> _Directions for this task_:
Nothing after the line with "string; value: number;" belongs in the copy; extract the lines below from the top through that line, pictures left out.

> _Provided material_:

>> Begin

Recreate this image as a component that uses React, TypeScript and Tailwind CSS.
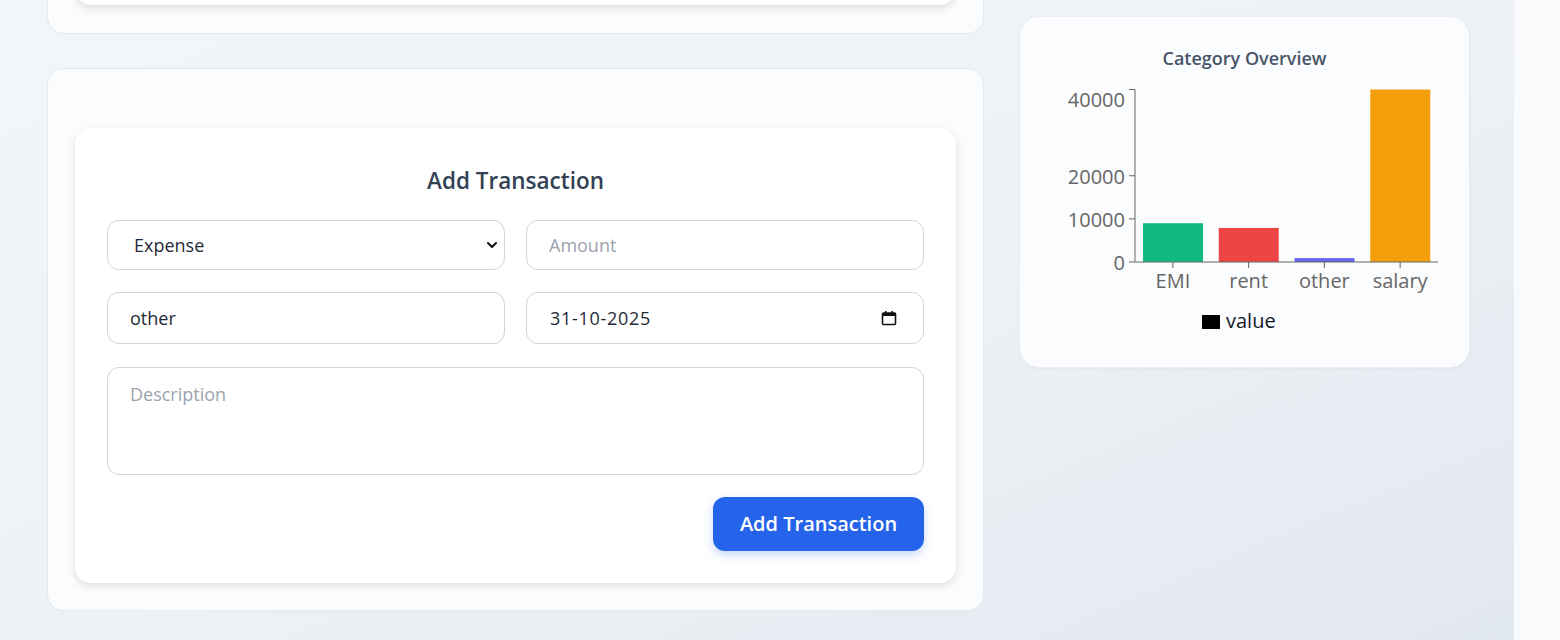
import React from 'react';

const FONT = { fontFamily: '"Open Sans", "Noto Sans", Arial, sans-serif' };

type Bar = { name: string; value: number; color: string };

const DATA: Bar[] = [
  { name: 'EMI', value: 9000, color: '#10b981' },
  { name: 'rent', value: 7900, color: '#ef4444' },
  { name: 'other', value: 900, color: '#6366f1' },
  { name: 'salary', value: 40000, color: '#f59e0b' },
];

// chart geometry (svg coords)
const AX_X = 91;
const AX_Y = 190;
const AX_END = 394;
const PX_PER = 172.5 / 40000;

const CategoryChart: React.FC = () => {
  const band = (AX_END - AX_X) / DATA.length;
  const yTicks = [
    { v: 0, label: '0', ly: 190 },
    { v: 10000, label: '10000', ly: 147 },
    { v: 20000, label: '20000', ly: 104 },
    { v: 40000, label: '40000', ly: 27 },
  ];
  return (
    <svg width={403} height={270} className="mt-[2px] block">
      {DATA.map((d, i) => {
        const h = d.value * PX_PER;
        const x = AX_X + band * i + 8;
        return <rect key={d.name} x={x} y={AX_Y - h} width={60} height={h} fill={d.color} />;
      })}
      {/* y axis */}
      <line x1={AX_X} y1={17.5} x2={AX_X} y2={AX_Y} stroke="#666" />
      {yTicks.map((t) => {
        const y = AX_Y - t.v * PX_PER;
        return (
          <g key={t.v}>
            <line x1={AX_X - 6} y1={y} x2={AX_X} y2={y} stroke="#666" />
            <text x={AX_X - 10} y={t.ly} textAnchor="end" dominantBaseline="central" fill="#666" fontSize={20} style={FONT}>
              {t.label}
            </text>
          </g>
        );
      })}
      {/* x axis */}
      <line x1={AX_X} y1={AX_Y} x2={AX_END} y2={AX_Y} stroke="#666" />
      {DATA.map((d, i) => {
        const cx = AX_X + band * i + band / 2;
        return (
          <g key={d.name}>
            <line x1={cx} y1={AX_Y} x2={cx} y2={AX_Y + 6} stroke="#666" />
            <text x={cx} y={208} textAnchor="middle" dominantBaseline="central" fill="#666" fontSize={20} style={FONT}>
              {d.name}
            </text>
          </g>
        );
      })}
      {/* legend */}
      <rect x={158} y={243} width={18} height={14} fill="#000" />
      <text x={182} y={248} dominantBaseline="central" fill="#111827" fontSize={20} style={FONT}>
        value
      </text>
    </svg>
  );
};

const inputCls =
  'w-full rounded-xl border border-[#cbd5e1] bg-white px-[22px] text-[18px] text-[#1f2937] placeholder:text-[#9ca3af] outline-none';

const App: React.FC = () => {
  return (
    <div style={FONT} className="flex h-[640px] w-[1560px] overflow-hidden bg-[#f8fafc]">
      <div className="flex h-full w-[1514px] gap-[35px] bg-gradient-to-br from-[#f2f5f9] via-[#eef2f6] to-[#e2e8f0] pl-[47px]">
        {/* left column */}
        <div className="flex w-[937px] flex-col">
          {/* previous card, scrolled mostly out of view */}
          <div className="-mt-[166px] h-[200px] rounded-2xl border border-[#e2e8f0] bg-[#fbfcfd] px-[27px] pb-7">
            <div className="h-full rounded-2xl bg-white shadow-[0_3px_8px_rgba(0,0,0,0.13)]" />
          </div>

          <div className="mt-[34px] rounded-2xl border border-[#e2e8f0] bg-[#fbfcfd] px-[27px] pb-[27px] pt-[59px]">
            <div className="rounded-2xl bg-white px-8 pb-8 pt-[6px] shadow-[0_3px_8px_rgba(0,0,0,0.12)]">
              <h2 className="mb-[24px] mt-[32px] text-center text-[22.5px] font-semibold leading-[30px] text-[#334155]">
                Add Transaction
              </h2>
              <div className="grid grid-cols-2 gap-x-[21px] gap-y-[22px]">
                <div className="relative">
                  <select className={`${inputCls} h-[50px] appearance-none pl-[26px]`} defaultValue="expense">
                    <option value="expense">Expense</option>
                    <option value="income">Income</option>
                  </select>
                  <svg
                    className="pointer-events-none absolute right-[7px] top-1/2 -translate-y-1/2"
                    width="12"
                    height="12"
                    viewBox="0 0 12 12"
                  >
                    <path d="M2 4l4 4 4-4" fill="none" stroke="#111" strokeWidth="2" strokeLinecap="round" strokeLinejoin="round" />
                  </svg>
                </div>
                <input className={`${inputCls} h-[50px]`} placeholder="Amount" />
                <input className={`${inputCls} h-[52px]`} defaultValue="other" />
                <div className={`${inputCls} flex h-[52px] items-center justify-between pl-[23px] pr-[26px] tracking-[0.7px]`}>
                  <span>31-10-2025</span>
                  <svg width="16" height="16" viewBox="0 0 16 16">
                    <rect x="1.5" y="3" width="13" height="11.5" rx="1" fill="none" stroke="#111" strokeWidth="1.6" />
                    <rect x="1.5" y="3" width="13" height="3" fill="#111" />
                    <rect x="4" y="1" width="1.6" height="3" fill="#111" />
                    <rect x="10.4" y="1" width="1.6" height="3" fill="#111" />
                  </svg>
                </div>
                <textarea
                  className={`${inputCls} col-span-2 mt-px h-[108px] resize-none py-3 leading-[28px]`}
                  placeholder="Description"
                />
              </div>
              <div className="mt-[22px] flex justify-end">
                <button className="h-[54px] w-[211px] rounded-xl bg-[#2563eb] text-[20px] font-semibold text-white shadow-[0_4px_10px_rgba(37,99,235,0.25)]">
                  Add Transaction
                </button>
              </div>
            </div>
          </div>
        </div>

        {/* right column */}
        <div className="w-[451px] pt-[16px]">
          <div className="rounded-[20px] border border-[#e8edf3] bg-[#fbfcfd] px-6 pb-[25px] pt-[29px] shadow-[0_1px_3px_rgba(0,0,0,0.04)]">
            <div className="text-center text-[18px] font-semibold leading-6 text-[#475569]">Category Overview</div>
            <CategoryChart />
          </div>
        </div>
      </div>
    </div>
  );
};

export default App;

>> End

> _Answer to this task_:
Recreate this image as a component that uses React, TypeScript and Tailwind CSS.
import React from 'react';

const FONT = { fontFamily: '"Open Sans", "Noto Sans", Arial, sans-serif' };

type Bar = { name: string; value: number; color: string };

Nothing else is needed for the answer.